El poder debe reestablecerse a la gente. Empoderar al ciudadano. Y eso ocurre al ver las calles de Barcelona asediadas de gente pacífica en reclamo de lo que creen les pertenece. Los golpes de cacerolas evocan aquel 2001 donde se retomó el sistema de estruendo culinario en mi país porque al sistema bancario se le ocurrió no darle plena confianza al usuario que le da entidad.
Las cacerolas se oyen cada 10 de la noche aquí en Barcelona, desde hace varios días, en reclamo por el reestablecimiento de los derechos civiles, sociales e incluso humanos, de los ciudadanos a manifestarse en paz y a pedir que una ley que no contiene a dos millones de catalanes sea modificada. No parece razón suficiente para liberar una guerra civil. ¿O sí?

Cuarenta millones de desaforados que se creen directores técnicos abogan por la conquista de las alturas ecuatorianas que aseguren que, mínimamente, se jugará un partido repechaje con Nueva Zelanda para entrar al Mundial que ya es nuestro, aunque aún no estemos en él. Porque tenemos al mejor del mundo, papá, me resuena con la voz del taxista ocasional que te puedas cruzar en cualquier esquina porteña. Lo que pasa que los otros 10 son unos perros... Sí, todos son malos y uno es el único que se sabe la posta, la precisa. Tan argento.
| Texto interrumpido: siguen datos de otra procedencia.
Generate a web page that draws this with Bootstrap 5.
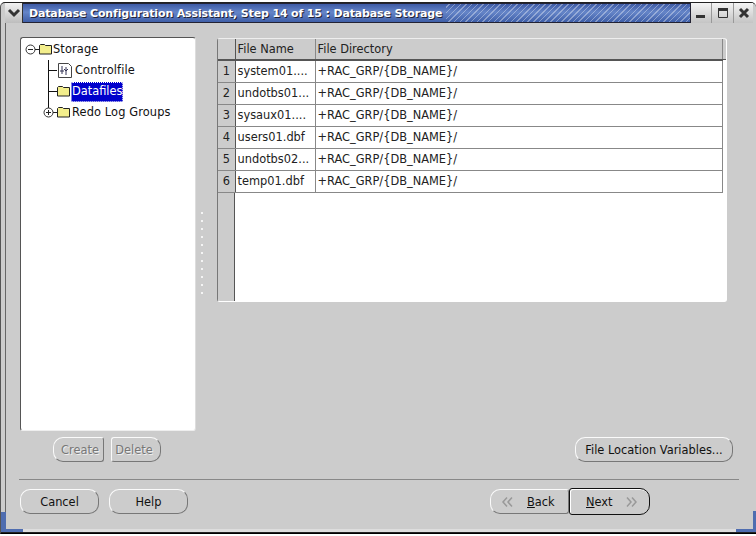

El 10, a las 10, del día, o la noche, todo será distinto. Algo habrá pasado. Como siempre. Y algo nuevo quedará por pasar. Que no nos coma la ansiedad. La victoria es un plato que se come lento. Y frío. Es un buffet froit. Un vermut. Mamut. La pelota siempre al 10. Good show. El futuro llegó hace rato. Y otros cuentos que nos llegan por boca de jarro. La noche del 10 vemos.